Norway, Denmark and Sweden top countries where free speech thrives

Denmark, Sweden and Norway have been hailed as the best countries in the world where freedom of expression thrives, a report said following World Press Freedom Day.
Many reports have been generated about the amount of unregulated online content that has spread disinformation and propaganda “amplifying political divisions around the world” and stoking international tensions, he also said.
On this occasion, the secretary general of RSF, Christopher Deloire, declared in a press release that “the creation of media weapons in authoritarian countries suppresses the right to information of their citizens but is also linked to the rise of international tensions, which can lead to the worst of wars,” and urged countries to adopt appropriate legal frameworks to protect democratic online information spaces.
The situation where freedom of expression is controlled by governments is “very bad” in a record 28 countries, according to this year’s ranking of 180 countries and regions based on the degree of freedom enjoyed by journalists.
The lowest ranked countries were North Korea (180th), Eritrea (179th) and Iran (178th), closely followed by Myanmar (176th) and China (175th).
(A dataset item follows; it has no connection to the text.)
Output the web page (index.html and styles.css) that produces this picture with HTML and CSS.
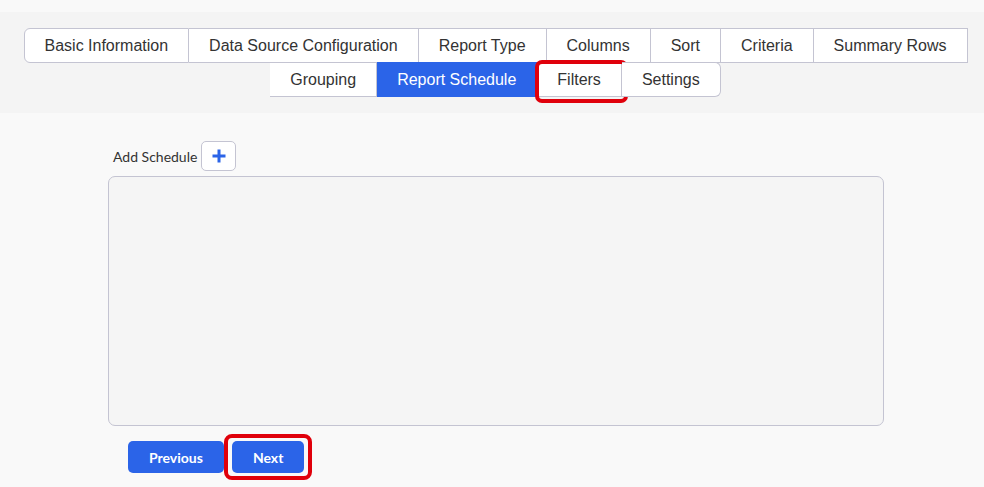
FILE: index.html
```html
<!DOCTYPE html>
<html lang="en">
<head>
    <meta charset="UTF-8">
    <meta name="viewport" content="width=device-width, initial-scale=1.0">
    <title>Report Wizard</title>
    <link rel="stylesheet" href="styles.css">
</head>
<body>
    <div class="page">
        <!-- Wizard steps -->
        <div class="steps-band">
            <ul class="steps">
                <li class="step">Basic Information</li>
                <li class="step">Data Source Configuration</li>
                <li class="step">Report Type</li>
                <li class="step">Columns</li>
                <li class="step">Sort</li>
                <li class="step">Criteria</li>
                <li class="step">Summary Rows</li>
                <li class="step">Grouping</li>
                <li class="step active">Report Schedule</li>
                <li class="step marked">Filters</li>
                <li class="step">Settings</li>
            </ul>
        </div>

        <main class="content">
            <div class="schedule-head">
                <span class="schedule-label">Add Schedule</span>
                <button class="add-btn" title="Add Schedule">
                    <svg width="16" height="16" viewBox="0 0 16 16">
                        <path d="M8 1.5v13M1.5 8h13" stroke="#2b64e8" stroke-width="3" fill="none"/>
                    </svg>
                </button>
            </div>

            <div class="schedule-list"></div>

            <div class="nav-buttons">
                <button class="nav-btn">Previous</button>
                <span class="marked">
                    <button class="nav-btn next-btn">Next</button>
                </span>
            </div>
        </main>
    </div>
</body>
</html>
```

FILE: styles.css
```css
/* General Styles */
body {
    background-color: #f9f9f9;
    color: #333;
    margin: 0;
    padding: 0;
    font-family: "Liberation Sans", Arial, sans-serif;
}

.page {
    padding-top: 12px;
}

/* Steps */
.steps-band {
    background-color: #f4f4f4;
    padding: 16px 0 17px 7px;
}

.steps {
    list-style: none;
    margin: 0;
    padding: 0;
    display: flex;
    flex-wrap: wrap;
    justify-content: center;
}

.step {
    height: 35px;
    box-sizing: border-box;
    padding: 0 20px;
    display: flex;
    align-items: center;
    font-size: 16px;
    color: #333;
    background-color: #fff;
    border: 1px solid #c4c4d2;
    border-left: none;
    margin-bottom: -1px;
    position: relative;
}

.step:first-child {
    border-left: 1px solid #c4c4d2;
    border-radius: 6px 0 0 6px;
}

.step:last-child {
    border-radius: 0 6px 6px 0;
}

.step.active {
    background-color: #2b64e8;
    border-color: #2b64e8;
    color: #fff;
}

/* red call-out frame */
.marked {
    position: relative;
}

.marked::after {
    content: "";
    position: absolute;
    border: 4px solid #e0000b;
    border-radius: 7px;
    pointer-events: none;
}

.step.marked::after {
    top: -3px;
    left: -2px;
    right: -7px;
    bottom: -7px;
}

/* Schedule */
.content {
    width: 776px;
    margin: 0 auto;
    padding: 28px 0 20px 8px;
    font-family: Lato, "Noto Sans", sans-serif;
}

.schedule-head {
    display: flex;
    align-items: center;
    gap: 4px;
    padding-left: 5px;
}

.schedule-label {
    font-size: 14px;
    color: #333;
}

.add-btn {
    width: 35px;
    height: 30px;
    background-color: #fff;
    border: 1px solid #c4c4d2;
    border-radius: 5px;
    display: flex;
    align-items: center;
    justify-content: center;
    padding: 0;
    cursor: pointer;
}

.schedule-list {
    margin-top: 5px;
    height: 250px;
    box-sizing: border-box;
    background-color: #f5f5f5;
    border: 1px solid #c4c4d2;
    border-radius: 7px;
}

/* Buttons */
.nav-buttons {
    display: flex;
    gap: 8px;
    padding: 15px 0 0 20px;
}

.nav-buttons .marked {
    display: flex;
}

.nav-btn {
    height: 32px;
    min-width: 72px;
    padding: 0 21px;
    background-color: #2b64e8;
    color: #fff;
    border: none;
    border-radius: 5px;
    font-family: Lato, "Noto Sans", sans-serif;
    font-weight: bold;
    font-size: 14px;
    cursor: pointer;
}

.nav-buttons .marked::after {
    top: -7px;
    left: -8px;
    right: -8px;
    bottom: -7px;
    border-radius: 8px;
}
```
Hong Kong’s position fell dozens of places to 148th place, reflecting Beijing’s efforts to use “its legislative arsenal to confine its population and cut it off from the rest of the world”, RSF said, while Russia sat in 155th and ally Belarus at 153rd were also on its red list of most repressive, while the Nordic countries Norway, Denmark and Sweden topped the chart again, serving as role models of democracy “where freedom of expression flourishes”.